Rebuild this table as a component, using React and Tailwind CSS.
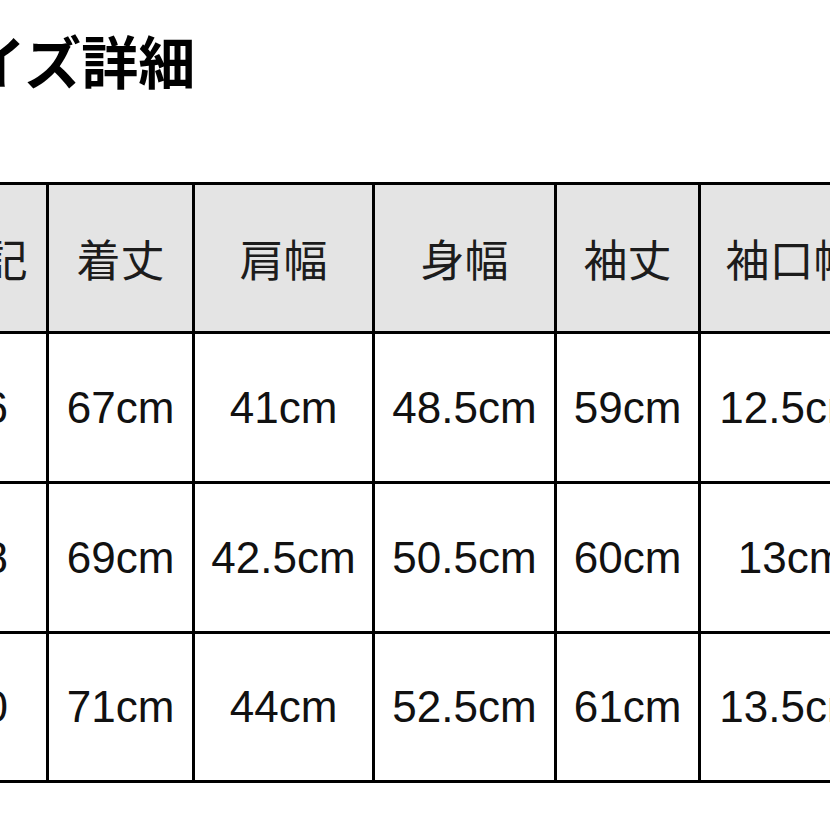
import React from 'react';

const headers = ['表記', '着丈', '肩幅', '身幅', '袖丈', '袖口幅'];

const rows = [
    ['36', '67cm', '41cm', '48.5cm', '59cm', '12.5cm'],
    ['38', '69cm', '42.5cm', '50.5cm', '60cm', '13cm'],
    ['40', '71cm', '44cm', '52.5cm', '61cm', '13.5cm'],
];

const App = () => {
    return (
        <div className="w-[830px] h-[830px] overflow-hidden bg-white">
            <div className="ml-[-82px] w-[970px]">
                <h1
                    className="ml-[-6px] pt-[31px] text-[57px] leading-[57px] font-bold text-black"
                    style={{ fontFamily: '"Noto Sans CJK JP", sans-serif' }}
                >
                    サイズ詳細
                </h1>

                <div className="mt-[94px] grid grid-cols-[125px_143px_177px_179px_141px_181px] grid-rows-[146px_147px_147px_146px] gap-[3px] p-[3px] bg-black w-max">
                    {headers.map(h => (
                        <div
                            key={h}
                            className="bg-[#e4e4e4] flex items-center justify-center text-[44px] text-[#1c1c1c] whitespace-nowrap overflow-hidden"
                            style={{ fontFamily: '"Noto Sans CJK JP", sans-serif' }}
                        >
                            {h}
                        </div>
                    ))}
                    {rows.map(row =>
                        row.map((cell, i) => (
                            <div
                                key={row[0] + '-' + i}
                                className="bg-white flex items-center justify-center text-[44px] text-[#111] whitespace-nowrap overflow-hidden"
                                style={{ fontFamily: '"Liberation Sans", Arial, sans-serif' }}
                            >
                                {cell}
                            </div>
                        ))
                    )}
                </div>
            </div>
        </div>
    );
};

export default App;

> [Set task]:
Exclude the pictures, and transcribe all of the material exactly.

> [Output below]:
Rebuild this table as a component, using React and Tailwind CSS.
import React from 'react';

const headers = ['表記', '着丈', '肩幅', '身幅', '袖丈', '袖口幅'];

const rows = [
    ['36', '67cm', '41cm', '48.5cm', '59cm', '12.5cm'],
    ['38', '69cm', '42.5cm', '50.5cm', '60cm', '13cm'],
    ['40', '71cm', '44cm', '52.5cm', '61cm', '13.5cm'],
];

const App = () => {
    return (
        <div className="w-[830px] h-[830px] overflow-hidden bg-white">
            <div className="ml-[-82px] w-[970px]">
                <h1
                    className="ml-[-6px] pt-[31px] text-[57px] leading-[57px] font-bold text-black"
                    style={{ fontFamily: '"Noto Sans CJK JP", sans-serif' }}
                >
                    サイズ詳細
                </h1>

                <div className="mt-[94px] grid grid-cols-[125px_143px_177px_179px_141px_181px] grid-rows-[146px_147px_147px_146px] gap-[3px] p-[3px] bg-black w-max">
                    {headers.map(h => (
                        <div
                            key={h}
                            className="bg-[#e4e4e4] flex items-center justify-center text-[44px] text-[#1c1c1c] whitespace-nowrap overflow-hidden"
                            style={{ fontFamily: '"Noto Sans CJK JP", sans-serif' }}
                        >
                            {h}
                        </div>
                    ))}
                    {rows.map(row =>
                        row.map((cell, i) => (
                            <div
                                key={row[0] + '-' + i}
                                className="bg-white flex items-center justify-center text-[44px] text-[#111] whitespace-nowrap overflow-hidden"
                                style={{ fontFamily: '"Liberation Sans", Arial, sans-serif' }}
                            >
                                {cell}
                            </div>
                        ))
                    )}
                </div>
            </div>
        </div>
    );
};

export default App;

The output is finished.